The fruit bat species Rousettus aegyptiacus was identified as a potential reservoir for the highly pathogenic filovirus Marburg virus. To establish a basis for a molecular understanding of the biology of filoviruses in the reservoir host, we have adapted a set of molecular tools for investigation of filovirus replication in a recently developed cell line, R06E, derived from the species Rousettus aegyptiacus.
Upon infection with Ebola or Marburg viruses, R06E cells produced viral titers comparable to VeroE6 cells, as shown by TCID50 analysis. Electron microscopic analysis of infected cells revealed morphological signs of filovirus infection as described for human- and monkey-derived cell lines. Using R06E cells, we detected an unusually high amount of intracellular viral proteins, which correlated with the accumulation of high numbers of filoviral nucleocapsids in the cytoplasm. We established protocols to produce Marburg infectious virus-like particles from R06E cells, which were then used to infect naïve target cells to investigate primary transcription. This was not possible with other cell lines previously tested. Moreover, we established protocols to reliably rescue recombinant Marburg viruses from R06E cells.
These data indicated that R06E cells are highly suitable to investigate the biology of filoviruses in cells derived from their presumed reservoir.

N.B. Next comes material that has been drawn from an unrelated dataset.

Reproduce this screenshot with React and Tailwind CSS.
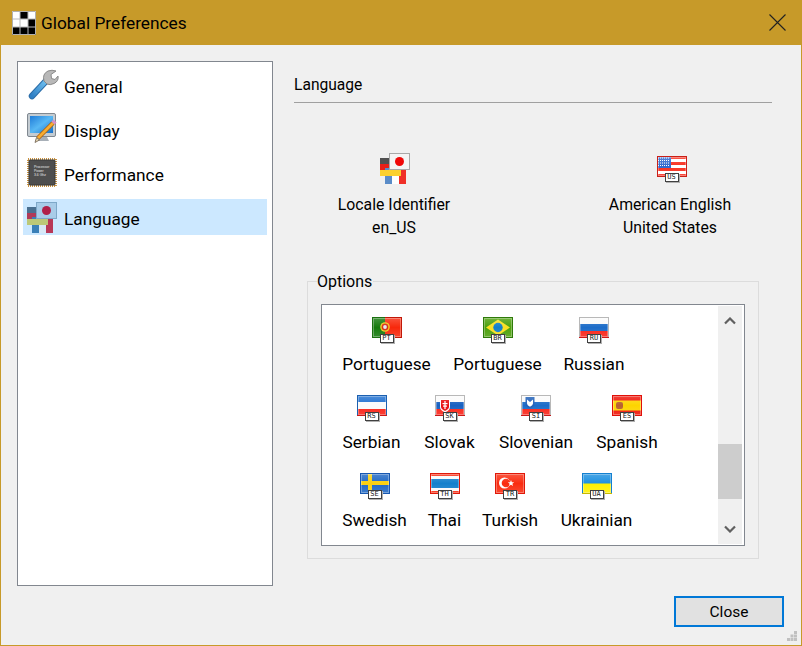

Marburg virus and several species of Ebola virus are endemic in central Africa and cause sporadic outbreaks in this region with mortality rates of up to 90%. So far, there is no vaccination or therapy available to protect people at risk in these regions. Recently, different fruit bats have been identified as potential reservoirs. One of them is Rousettus aegyptiacus. It seems that within huge bat populations only relatively small numbers are positive for filovirus-specific antibodies or filoviral RNA, a phenomenon that is currently not understood. As a first step towards understanding the biology of filoviruses in bats, we sought to establish a model system to investigate filovirus replication in cells derived from their natural reservoir. Here, we provide the first insights into this topic by monitoring filovirus infection of a Rousettus aegyptiacus derived cell line, R06E. We were able to show that filoviruses propagate well in R06E cells, which can, therefore, be used to investigate replication and transcription of filovirus RNA and to very efficiently perform rescue of recombinant Marburg virus using reverse genetics. These results emphasize the suitability of the newly established bat cell line for filovirus research.